### [Goal of the exercise]
Reproduce the listing below exactly. Pictures do not belong in the copy.

### [Input rows]

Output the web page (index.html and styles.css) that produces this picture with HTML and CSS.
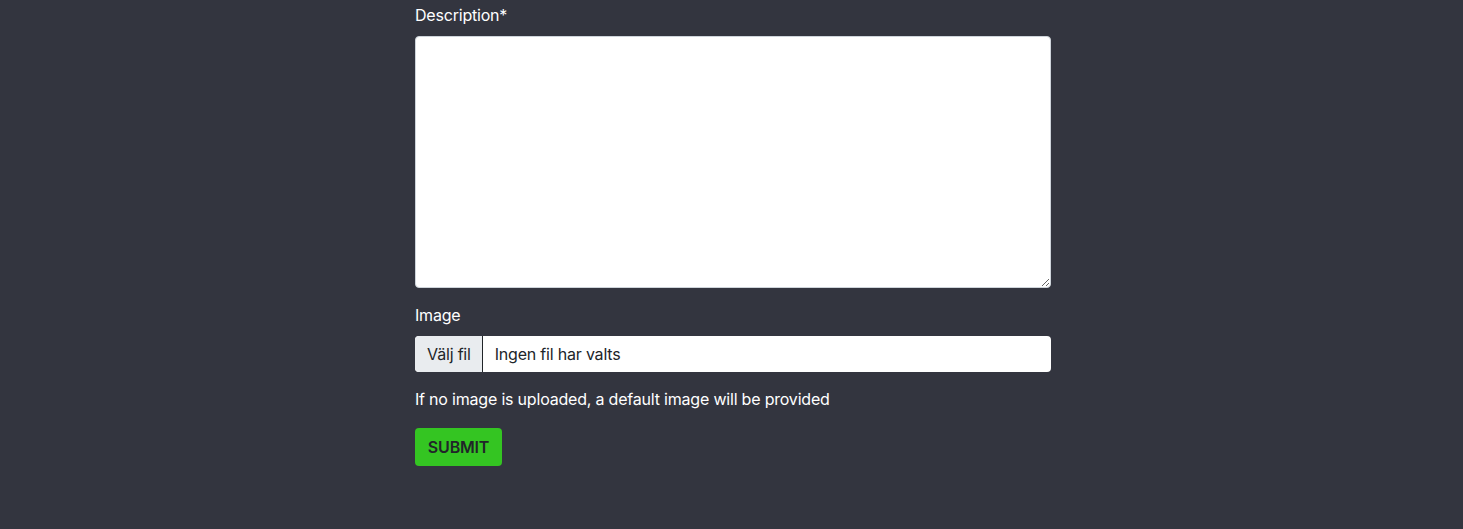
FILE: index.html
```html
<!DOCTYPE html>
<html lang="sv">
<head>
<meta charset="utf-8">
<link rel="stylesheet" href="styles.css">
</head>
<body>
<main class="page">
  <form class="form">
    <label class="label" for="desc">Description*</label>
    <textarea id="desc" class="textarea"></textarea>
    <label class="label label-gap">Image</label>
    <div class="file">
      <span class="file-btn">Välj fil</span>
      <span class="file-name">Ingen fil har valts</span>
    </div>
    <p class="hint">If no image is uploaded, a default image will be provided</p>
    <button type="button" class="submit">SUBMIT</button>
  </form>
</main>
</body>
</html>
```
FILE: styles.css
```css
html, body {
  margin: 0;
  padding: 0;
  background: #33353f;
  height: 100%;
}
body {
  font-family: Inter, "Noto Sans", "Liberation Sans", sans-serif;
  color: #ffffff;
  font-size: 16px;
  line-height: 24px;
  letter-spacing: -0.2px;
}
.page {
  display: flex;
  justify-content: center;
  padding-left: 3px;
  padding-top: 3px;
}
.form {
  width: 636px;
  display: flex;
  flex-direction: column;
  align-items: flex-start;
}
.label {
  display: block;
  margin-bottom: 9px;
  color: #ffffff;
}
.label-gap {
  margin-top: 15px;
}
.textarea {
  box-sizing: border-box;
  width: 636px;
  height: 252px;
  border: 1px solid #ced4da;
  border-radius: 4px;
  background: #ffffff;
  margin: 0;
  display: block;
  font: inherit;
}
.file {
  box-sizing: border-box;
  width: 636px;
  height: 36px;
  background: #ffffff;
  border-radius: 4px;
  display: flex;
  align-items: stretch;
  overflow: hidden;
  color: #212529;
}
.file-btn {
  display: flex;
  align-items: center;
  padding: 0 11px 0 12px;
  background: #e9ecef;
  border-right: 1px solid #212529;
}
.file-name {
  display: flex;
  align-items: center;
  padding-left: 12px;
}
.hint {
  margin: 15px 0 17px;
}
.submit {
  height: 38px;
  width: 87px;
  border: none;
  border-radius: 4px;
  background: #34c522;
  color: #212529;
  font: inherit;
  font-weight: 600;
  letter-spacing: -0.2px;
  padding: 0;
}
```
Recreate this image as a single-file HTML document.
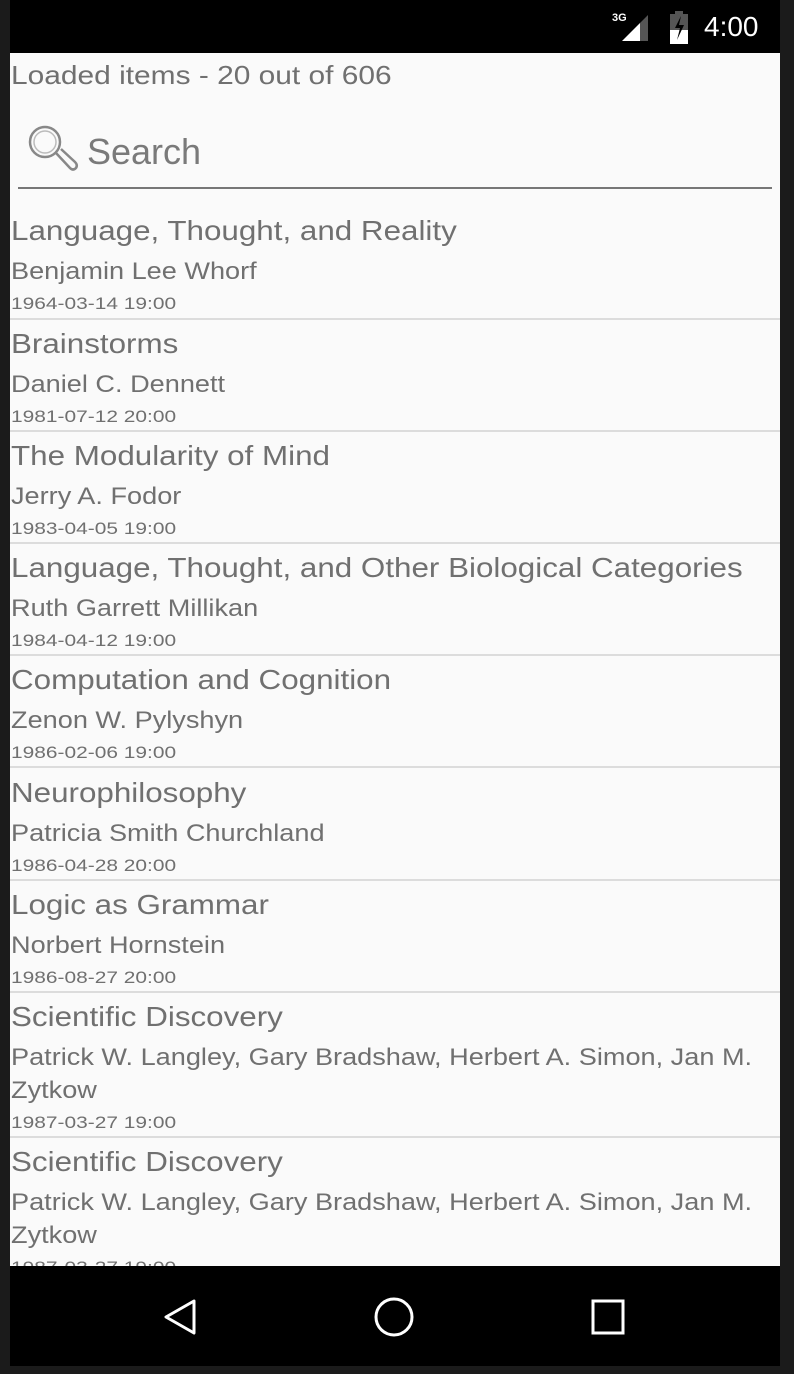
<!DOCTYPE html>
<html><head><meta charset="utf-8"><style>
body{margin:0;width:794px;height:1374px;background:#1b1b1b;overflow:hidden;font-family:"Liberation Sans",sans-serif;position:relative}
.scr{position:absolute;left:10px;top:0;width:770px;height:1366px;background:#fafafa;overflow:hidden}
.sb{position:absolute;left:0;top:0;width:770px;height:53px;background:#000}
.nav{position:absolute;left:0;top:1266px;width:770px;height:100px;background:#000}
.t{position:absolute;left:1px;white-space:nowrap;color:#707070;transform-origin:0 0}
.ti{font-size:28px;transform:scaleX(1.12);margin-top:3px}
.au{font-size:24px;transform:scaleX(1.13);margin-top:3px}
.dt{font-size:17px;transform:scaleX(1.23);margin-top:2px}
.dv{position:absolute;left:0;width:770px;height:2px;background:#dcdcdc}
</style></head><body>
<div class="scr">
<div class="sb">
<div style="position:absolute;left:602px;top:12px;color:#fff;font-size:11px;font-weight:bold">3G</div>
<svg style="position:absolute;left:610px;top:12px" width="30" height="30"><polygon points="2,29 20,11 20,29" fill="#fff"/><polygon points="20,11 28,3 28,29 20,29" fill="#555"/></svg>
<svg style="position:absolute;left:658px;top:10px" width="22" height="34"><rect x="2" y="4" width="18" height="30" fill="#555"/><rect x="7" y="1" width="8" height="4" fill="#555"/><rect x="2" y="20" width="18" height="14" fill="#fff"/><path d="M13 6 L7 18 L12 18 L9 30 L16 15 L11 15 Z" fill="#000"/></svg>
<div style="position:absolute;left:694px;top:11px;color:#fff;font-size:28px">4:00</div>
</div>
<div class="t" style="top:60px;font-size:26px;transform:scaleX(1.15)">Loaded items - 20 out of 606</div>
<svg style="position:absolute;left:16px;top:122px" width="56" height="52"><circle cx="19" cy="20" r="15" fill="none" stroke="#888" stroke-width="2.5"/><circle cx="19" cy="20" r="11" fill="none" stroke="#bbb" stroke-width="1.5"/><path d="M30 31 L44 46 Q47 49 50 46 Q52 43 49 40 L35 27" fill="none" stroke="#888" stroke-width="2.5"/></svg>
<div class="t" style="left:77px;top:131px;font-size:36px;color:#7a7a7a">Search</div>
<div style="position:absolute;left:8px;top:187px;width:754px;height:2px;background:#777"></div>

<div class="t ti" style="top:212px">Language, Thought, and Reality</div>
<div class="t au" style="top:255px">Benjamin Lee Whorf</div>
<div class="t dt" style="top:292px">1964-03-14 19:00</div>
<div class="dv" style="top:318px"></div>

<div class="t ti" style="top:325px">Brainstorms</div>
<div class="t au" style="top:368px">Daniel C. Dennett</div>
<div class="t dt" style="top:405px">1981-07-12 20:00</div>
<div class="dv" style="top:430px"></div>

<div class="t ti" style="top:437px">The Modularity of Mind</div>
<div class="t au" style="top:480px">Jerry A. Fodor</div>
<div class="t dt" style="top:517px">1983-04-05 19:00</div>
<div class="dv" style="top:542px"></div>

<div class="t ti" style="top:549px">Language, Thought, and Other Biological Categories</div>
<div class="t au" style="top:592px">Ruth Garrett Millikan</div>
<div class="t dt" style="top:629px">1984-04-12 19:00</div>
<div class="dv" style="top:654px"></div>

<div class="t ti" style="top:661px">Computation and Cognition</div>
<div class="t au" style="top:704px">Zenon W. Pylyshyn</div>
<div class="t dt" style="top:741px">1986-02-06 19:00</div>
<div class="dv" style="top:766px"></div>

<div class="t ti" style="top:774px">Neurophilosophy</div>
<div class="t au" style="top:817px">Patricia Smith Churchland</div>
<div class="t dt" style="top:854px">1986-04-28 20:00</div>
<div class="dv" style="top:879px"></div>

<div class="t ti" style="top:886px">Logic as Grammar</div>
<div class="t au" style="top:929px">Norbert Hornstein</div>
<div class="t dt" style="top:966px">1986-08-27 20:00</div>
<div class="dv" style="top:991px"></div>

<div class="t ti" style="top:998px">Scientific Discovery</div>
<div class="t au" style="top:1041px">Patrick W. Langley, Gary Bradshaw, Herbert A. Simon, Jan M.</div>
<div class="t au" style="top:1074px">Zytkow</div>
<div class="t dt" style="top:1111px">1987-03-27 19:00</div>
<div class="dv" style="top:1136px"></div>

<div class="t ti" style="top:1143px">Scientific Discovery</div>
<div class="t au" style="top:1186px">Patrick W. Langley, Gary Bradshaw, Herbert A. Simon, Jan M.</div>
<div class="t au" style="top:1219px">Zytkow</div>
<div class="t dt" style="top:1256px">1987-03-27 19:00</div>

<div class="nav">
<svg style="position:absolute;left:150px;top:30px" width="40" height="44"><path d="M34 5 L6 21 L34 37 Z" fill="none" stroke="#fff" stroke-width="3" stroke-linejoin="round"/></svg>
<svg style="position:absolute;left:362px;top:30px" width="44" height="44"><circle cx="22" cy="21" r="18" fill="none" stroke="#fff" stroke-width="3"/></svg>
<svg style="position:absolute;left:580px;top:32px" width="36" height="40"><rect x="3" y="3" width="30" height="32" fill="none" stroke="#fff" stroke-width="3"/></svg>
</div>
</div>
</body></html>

### [Answer to this problem]
Output the web page (index.html and styles.css) that produces this picture with HTML and CSS.
FILE: index.html
```html
<!DOCTYPE html>
<html lang="sv">
<head>
<meta charset="utf-8">
<link rel="stylesheet" href="styles.css">
</head>
<body>
<main class="page">
  <form class="form">
    <label class="label" for="desc">Description*</label>
    <textarea id="desc" class="textarea"></textarea>
    <label class="label label-gap">Image</label>
    <div class="file">
      <span class="file-btn">Välj fil</span>
      <span class="file-name">Ingen fil har valts</span>
    </div>
    <p class="hint">If no image is uploaded, a default image will be provided</p>
    <button type="button" class="submit">SUBMIT</button>
  </form>
</main>
</body>
</html>
```
FILE: styles.css
```css
html, body {
  margin: 0;
  padding: 0;
  background: #33353f;
  height: 100%;
}
body {
  font-family: Inter, "Noto Sans", "Liberation Sans", sans-serif;
  color: #ffffff;
  font-size: 16px;
  line-height: 24px;
  letter-spacing: -0.2px;
}
.page {
  display: flex;
  justify-content: center;
  padding-left: 3px;
  padding-top: 3px;
}
.form {
  width: 636px;
  display: flex;
  flex-direction: column;
  align-items: flex-start;
}
.label {
  display: block;
  margin-bottom: 9px;
  color: #ffffff;
}
.label-gap {
  margin-top: 15px;
}
.textarea {
  box-sizing: border-box;
  width: 636px;
  height: 252px;
  border: 1px solid #ced4da;
  border-radius: 4px;
  background: #ffffff;
  margin: 0;
  display: block;
  font: inherit;
}
.file {
  box-sizing: border-box;
  width: 636px;
  height: 36px;
  background: #ffffff;
  border-radius: 4px;
  display: flex;
  align-items: stretch;
  overflow: hidden;
  color: #212529;
}
.file-btn {
  display: flex;
  align-items: center;
  padding: 0 11px 0 12px;
  background: #e9ecef;
  border-right: 1px solid #212529;
}
.file-name {
  display: flex;
  align-items: center;
  padding-left: 12px;
}
.hint {
  margin: 15px 0 17px;
}
.submit {
  height: 38px;
  width: 87px;
  border: none;
  border-radius: 4px;
  background: #34c522;
  color: #212529;
  font: inherit;
  font-weight: 600;
  letter-spacing: -0.2px;
  padding: 0;
}
```
Recreate this image as a single-file HTML document.
<!DOCTYPE html>
<html><head><meta charset="utf-8"><style>
body{margin:0;width:794px;height:1374px;background:#1b1b1b;overflow:hidden;font-family:"Liberation Sans",sans-serif;position:relative}
.scr{position:absolute;left:10px;top:0;width:770px;height:1366px;background:#fafafa;overflow:hidden}
.sb{position:absolute;left:0;top:0;width:770px;height:53px;background:#000}
.nav{position:absolute;left:0;top:1266px;width:770px;height:100px;background:#000}
.t{position:absolute;left:1px;white-space:nowrap;color:#707070;transform-origin:0 0}
.ti{font-size:28px;transform:scaleX(1.12);margin-top:3px}
.au{font-size:24px;transform:scaleX(1.13);margin-top:3px}
.dt{font-size:17px;transform:scaleX(1.23);margin-top:2px}
.dv{position:absolute;left:0;width:770px;height:2px;background:#dcdcdc}
</style></head><body>
<div class="scr">
<div class="sb">
<div style="position:absolute;left:602px;top:12px;color:#fff;font-size:11px;font-weight:bold">3G</div>
<svg style="position:absolute;left:610px;top:12px" width="30" height="30"><polygon points="2,29 20,11 20,29" fill="#fff"/><polygon points="20,11 28,3 28,29 20,29" fill="#555"/></svg>
<svg style="position:absolute;left:658px;top:10px" width="22" height="34"><rect x="2" y="4" width="18" height="30" fill="#555"/><rect x="7" y="1" width="8" height="4" fill="#555"/><rect x="2" y="20" width="18" height="14" fill="#fff"/><path d="M13 6 L7 18 L12 18 L9 30 L16 15 L11 15 Z" fill="#000"/></svg>
<div style="position:absolute;left:694px;top:11px;color:#fff;font-size:28px">4:00</div>
</div>
<div class="t" style="top:60px;font-size:26px;transform:scaleX(1.15)">Loaded items - 20 out of 606</div>
<svg style="position:absolute;left:16px;top:122px" width="56" height="52"><circle cx="19" cy="20" r="15" fill="none" stroke="#888" stroke-width="2.5"/><circle cx="19" cy="20" r="11" fill="none" stroke="#bbb" stroke-width="1.5"/><path d="M30 31 L44 46 Q47 49 50 46 Q52 43 49 40 L35 27" fill="none" stroke="#888" stroke-width="2.5"/></svg>
<div class="t" style="left:77px;top:131px;font-size:36px;color:#7a7a7a">Search</div>
<div style="position:absolute;left:8px;top:187px;width:754px;height:2px;background:#777"></div>

<div class="t ti" style="top:212px">Language, Thought, and Reality</div>
<div class="t au" style="top:255px">Benjamin Lee Whorf</div>
<div class="t dt" style="top:292px">1964-03-14 19:00</div>
<div class="dv" style="top:318px"></div>

<div class="t ti" style="top:325px">Brainstorms</div>
<div class="t au" style="top:368px">Daniel C. Dennett</div>
<div class="t dt" style="top:405px">1981-07-12 20:00</div>
<div class="dv" style="top:430px"></div>

<div class="t ti" style="top:437px">The Modularity of Mind</div>
<div class="t au" style="top:480px">Jerry A. Fodor</div>
<div class="t dt" style="top:517px">1983-04-05 19:00</div>
<div class="dv" style="top:542px"></div>

<div class="t ti" style="top:549px">Language, Thought, and Other Biological Categories</div>
<div class="t au" style="top:592px">Ruth Garrett Millikan</div>
<div class="t dt" style="top:629px">1984-04-12 19:00</div>
<div class="dv" style="top:654px"></div>

<div class="t ti" style="top:661px">Computation and Cognition</div>
<div class="t au" style="top:704px">Zenon W. Pylyshyn</div>
<div class="t dt" style="top:741px">1986-02-06 19:00</div>
<div class="dv" style="top:766px"></div>

<div class="t ti" style="top:774px">Neurophilosophy</div>
<div class="t au" style="top:817px">Patricia Smith Churchland</div>
<div class="t dt" style="top:854px">1986-04-28 20:00</div>
<div class="dv" style="top:879px"></div>

<div class="t ti" style="top:886px">Logic as Grammar</div>
<div class="t au" style="top:929px">Norbert Hornstein</div>
<div class="t dt" style="top:966px">1986-08-27 20:00</div>
<div class="dv" style="top:991px"></div>

<div class="t ti" style="top:998px">Scientific Discovery</div>
<div class="t au" style="top:1041px">Patrick W. Langley, Gary Bradshaw, Herbert A. Simon, Jan M.</div>
<div class="t au" style="top:1074px">Zytkow</div>
<div class="t dt" style="top:1111px">1987-03-27 19:00</div>
<div class="dv" style="top:1136px"></div>

<div class="t ti" style="top:1143px">Scientific Discovery</div>
<div class="t au" style="top:1186px">Patrick W. Langley, Gary Bradshaw, Herbert A. Simon, Jan M.</div>
<div class="t au" style="top:1219px">Zytkow</div>
<div class="t dt" style="top:1256px">1987-03-27 19:00</div>

<div class="nav">
<svg style="position:absolute;left:150px;top:30px" width="40" height="44"><path d="M34 5 L6 21 L34 37 Z" fill="none" stroke="#fff" stroke-width="3" stroke-linejoin="round"/></svg>
<svg style="position:absolute;left:362px;top:30px" width="44" height="44"><circle cx="22" cy="21" r="18" fill="none" stroke="#fff" stroke-width="3"/></svg>
<svg style="position:absolute;left:580px;top:32px" width="36" height="40"><rect x="3" y="3" width="30" height="32" fill="none" stroke="#fff" stroke-width="3"/></svg>
</div>
</div>
</body></html>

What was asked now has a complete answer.